Records with interface code:
[start]
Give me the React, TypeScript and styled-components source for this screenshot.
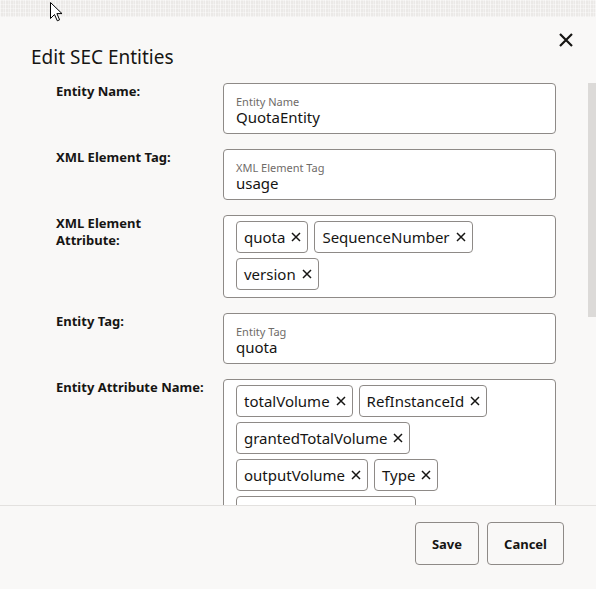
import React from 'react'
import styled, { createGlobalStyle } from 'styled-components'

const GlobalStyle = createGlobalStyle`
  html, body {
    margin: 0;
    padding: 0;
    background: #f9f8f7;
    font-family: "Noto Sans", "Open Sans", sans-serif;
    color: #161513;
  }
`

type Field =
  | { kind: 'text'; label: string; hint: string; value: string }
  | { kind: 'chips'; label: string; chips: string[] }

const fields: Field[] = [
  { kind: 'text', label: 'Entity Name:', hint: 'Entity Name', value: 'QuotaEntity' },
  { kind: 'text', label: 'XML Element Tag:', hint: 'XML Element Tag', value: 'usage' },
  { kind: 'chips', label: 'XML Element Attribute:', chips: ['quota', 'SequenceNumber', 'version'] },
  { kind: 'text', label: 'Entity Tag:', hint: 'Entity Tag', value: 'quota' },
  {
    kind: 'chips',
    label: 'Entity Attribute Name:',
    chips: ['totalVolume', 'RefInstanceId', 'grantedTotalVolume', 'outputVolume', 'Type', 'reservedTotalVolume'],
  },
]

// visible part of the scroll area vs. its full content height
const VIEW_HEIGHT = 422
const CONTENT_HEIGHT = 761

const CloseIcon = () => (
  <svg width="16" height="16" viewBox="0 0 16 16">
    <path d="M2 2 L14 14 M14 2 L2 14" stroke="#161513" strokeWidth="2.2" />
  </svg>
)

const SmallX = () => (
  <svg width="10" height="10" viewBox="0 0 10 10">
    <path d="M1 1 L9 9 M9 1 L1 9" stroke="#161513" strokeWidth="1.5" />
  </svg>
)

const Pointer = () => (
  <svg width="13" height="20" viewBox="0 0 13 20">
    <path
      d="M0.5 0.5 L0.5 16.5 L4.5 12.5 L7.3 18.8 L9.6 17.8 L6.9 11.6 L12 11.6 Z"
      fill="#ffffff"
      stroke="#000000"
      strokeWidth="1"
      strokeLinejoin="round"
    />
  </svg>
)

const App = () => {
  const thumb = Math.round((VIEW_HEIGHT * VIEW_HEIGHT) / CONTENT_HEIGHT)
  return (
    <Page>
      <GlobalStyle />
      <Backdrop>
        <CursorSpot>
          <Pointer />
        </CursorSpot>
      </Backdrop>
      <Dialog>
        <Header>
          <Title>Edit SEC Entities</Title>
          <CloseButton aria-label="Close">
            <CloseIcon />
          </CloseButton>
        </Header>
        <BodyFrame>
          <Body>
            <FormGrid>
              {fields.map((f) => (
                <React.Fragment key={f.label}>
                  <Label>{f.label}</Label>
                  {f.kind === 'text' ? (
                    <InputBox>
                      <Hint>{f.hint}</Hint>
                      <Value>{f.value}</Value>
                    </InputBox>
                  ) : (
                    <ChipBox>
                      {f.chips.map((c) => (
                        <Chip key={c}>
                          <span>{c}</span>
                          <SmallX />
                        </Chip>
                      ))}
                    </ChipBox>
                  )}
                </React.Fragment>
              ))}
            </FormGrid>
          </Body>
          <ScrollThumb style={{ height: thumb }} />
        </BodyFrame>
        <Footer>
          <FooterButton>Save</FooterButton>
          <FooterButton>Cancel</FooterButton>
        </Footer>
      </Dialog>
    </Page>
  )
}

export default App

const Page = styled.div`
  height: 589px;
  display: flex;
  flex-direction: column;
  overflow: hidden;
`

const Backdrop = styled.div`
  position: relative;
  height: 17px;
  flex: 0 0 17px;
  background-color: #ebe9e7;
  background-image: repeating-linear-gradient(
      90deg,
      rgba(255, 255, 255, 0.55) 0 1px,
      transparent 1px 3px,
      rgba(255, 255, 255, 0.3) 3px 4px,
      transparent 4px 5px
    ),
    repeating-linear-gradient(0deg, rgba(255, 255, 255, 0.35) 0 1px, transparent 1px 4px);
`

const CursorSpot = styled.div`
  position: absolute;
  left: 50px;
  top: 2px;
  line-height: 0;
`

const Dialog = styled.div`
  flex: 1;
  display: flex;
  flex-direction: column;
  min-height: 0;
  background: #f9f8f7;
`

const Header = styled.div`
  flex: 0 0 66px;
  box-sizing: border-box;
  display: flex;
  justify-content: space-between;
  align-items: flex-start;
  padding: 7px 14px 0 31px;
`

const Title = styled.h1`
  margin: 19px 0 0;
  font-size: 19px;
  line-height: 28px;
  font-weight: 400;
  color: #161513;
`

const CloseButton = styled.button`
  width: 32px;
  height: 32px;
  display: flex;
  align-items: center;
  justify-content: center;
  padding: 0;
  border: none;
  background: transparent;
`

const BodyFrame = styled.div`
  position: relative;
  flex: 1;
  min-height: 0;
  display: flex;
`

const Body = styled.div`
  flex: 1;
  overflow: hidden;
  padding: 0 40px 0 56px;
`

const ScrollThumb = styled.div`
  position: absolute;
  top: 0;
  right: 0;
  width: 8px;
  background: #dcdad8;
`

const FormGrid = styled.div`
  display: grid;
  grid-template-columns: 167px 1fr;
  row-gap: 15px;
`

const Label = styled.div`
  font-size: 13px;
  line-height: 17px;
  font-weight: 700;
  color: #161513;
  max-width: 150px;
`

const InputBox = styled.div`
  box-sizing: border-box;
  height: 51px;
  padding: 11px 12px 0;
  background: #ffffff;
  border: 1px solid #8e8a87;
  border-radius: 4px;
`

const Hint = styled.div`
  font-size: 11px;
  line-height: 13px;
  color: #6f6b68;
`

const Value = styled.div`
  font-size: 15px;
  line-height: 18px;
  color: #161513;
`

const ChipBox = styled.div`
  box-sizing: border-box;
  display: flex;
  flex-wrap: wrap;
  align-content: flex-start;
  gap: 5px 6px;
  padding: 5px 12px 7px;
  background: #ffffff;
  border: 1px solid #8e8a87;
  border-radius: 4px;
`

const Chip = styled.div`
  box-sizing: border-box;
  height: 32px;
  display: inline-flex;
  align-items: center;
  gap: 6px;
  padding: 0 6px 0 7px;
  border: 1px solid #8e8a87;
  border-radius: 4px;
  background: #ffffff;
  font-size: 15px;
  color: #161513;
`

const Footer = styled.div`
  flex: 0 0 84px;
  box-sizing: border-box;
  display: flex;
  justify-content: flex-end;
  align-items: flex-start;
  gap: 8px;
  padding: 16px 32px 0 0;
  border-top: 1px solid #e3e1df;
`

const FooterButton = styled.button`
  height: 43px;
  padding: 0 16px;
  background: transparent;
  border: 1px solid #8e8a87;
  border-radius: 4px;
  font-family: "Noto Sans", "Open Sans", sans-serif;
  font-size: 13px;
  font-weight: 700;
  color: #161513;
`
[end]
[start]
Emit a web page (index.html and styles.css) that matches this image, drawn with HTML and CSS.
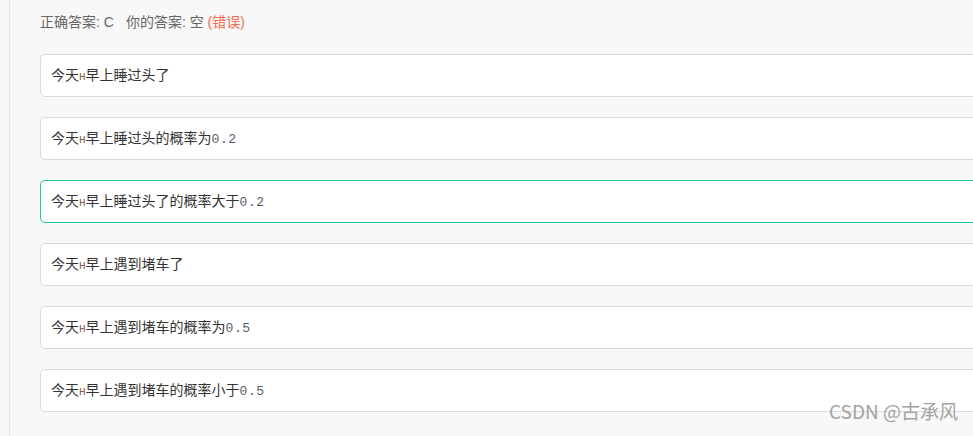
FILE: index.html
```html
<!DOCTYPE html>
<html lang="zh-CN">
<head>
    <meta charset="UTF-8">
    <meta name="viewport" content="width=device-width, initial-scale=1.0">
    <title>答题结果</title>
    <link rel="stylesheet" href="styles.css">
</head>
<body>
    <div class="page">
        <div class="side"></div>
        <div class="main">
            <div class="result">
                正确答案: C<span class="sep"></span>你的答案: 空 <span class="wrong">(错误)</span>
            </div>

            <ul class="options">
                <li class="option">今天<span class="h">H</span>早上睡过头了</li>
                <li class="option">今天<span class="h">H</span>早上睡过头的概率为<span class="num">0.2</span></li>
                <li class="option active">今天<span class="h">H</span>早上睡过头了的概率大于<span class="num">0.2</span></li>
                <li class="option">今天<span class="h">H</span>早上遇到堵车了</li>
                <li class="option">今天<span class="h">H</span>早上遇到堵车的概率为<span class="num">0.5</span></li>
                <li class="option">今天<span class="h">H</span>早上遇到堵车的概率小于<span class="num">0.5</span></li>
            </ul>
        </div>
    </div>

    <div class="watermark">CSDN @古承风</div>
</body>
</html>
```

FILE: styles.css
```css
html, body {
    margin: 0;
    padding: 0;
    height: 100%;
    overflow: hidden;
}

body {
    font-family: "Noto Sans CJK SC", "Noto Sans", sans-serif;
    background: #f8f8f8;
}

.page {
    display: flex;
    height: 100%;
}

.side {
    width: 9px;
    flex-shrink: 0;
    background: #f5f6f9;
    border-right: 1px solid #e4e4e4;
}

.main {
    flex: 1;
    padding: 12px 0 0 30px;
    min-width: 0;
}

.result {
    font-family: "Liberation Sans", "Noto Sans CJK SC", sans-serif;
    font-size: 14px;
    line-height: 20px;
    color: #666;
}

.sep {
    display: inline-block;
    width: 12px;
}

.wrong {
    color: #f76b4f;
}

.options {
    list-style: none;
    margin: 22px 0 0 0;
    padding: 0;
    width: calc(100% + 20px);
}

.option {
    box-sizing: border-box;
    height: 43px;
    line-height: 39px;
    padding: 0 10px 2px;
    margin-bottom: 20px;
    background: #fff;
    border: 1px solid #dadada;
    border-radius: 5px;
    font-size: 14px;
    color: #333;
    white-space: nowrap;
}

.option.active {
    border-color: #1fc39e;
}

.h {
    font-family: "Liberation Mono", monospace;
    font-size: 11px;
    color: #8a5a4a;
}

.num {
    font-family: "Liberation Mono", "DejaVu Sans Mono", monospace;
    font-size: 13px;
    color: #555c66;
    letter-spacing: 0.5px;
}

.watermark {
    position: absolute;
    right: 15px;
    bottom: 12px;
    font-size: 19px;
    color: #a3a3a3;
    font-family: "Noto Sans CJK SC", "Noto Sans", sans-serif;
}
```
[end]
**Request:** Pictures should be left out. Retype only the run of lines from the line containing "Give me the" to the line containing "string; chips: string[]", inclusive.

**Solution for this exercise:**
Give me the React, TypeScript and styled-components source for this screenshot.
import React from 'react'
import styled, { createGlobalStyle } from 'styled-components'

const GlobalStyle = createGlobalStyle`
  html, body {
    margin: 0;
    padding: 0;
    background: #f9f8f7;
    font-family: "Noto Sans", "Open Sans", sans-serif;
    color: #161513;
  }
`

type Field =
  | { kind: 'text'; label: string; hint: string; value: string }
  | { kind: 'chips'; label: string; chips: string[] }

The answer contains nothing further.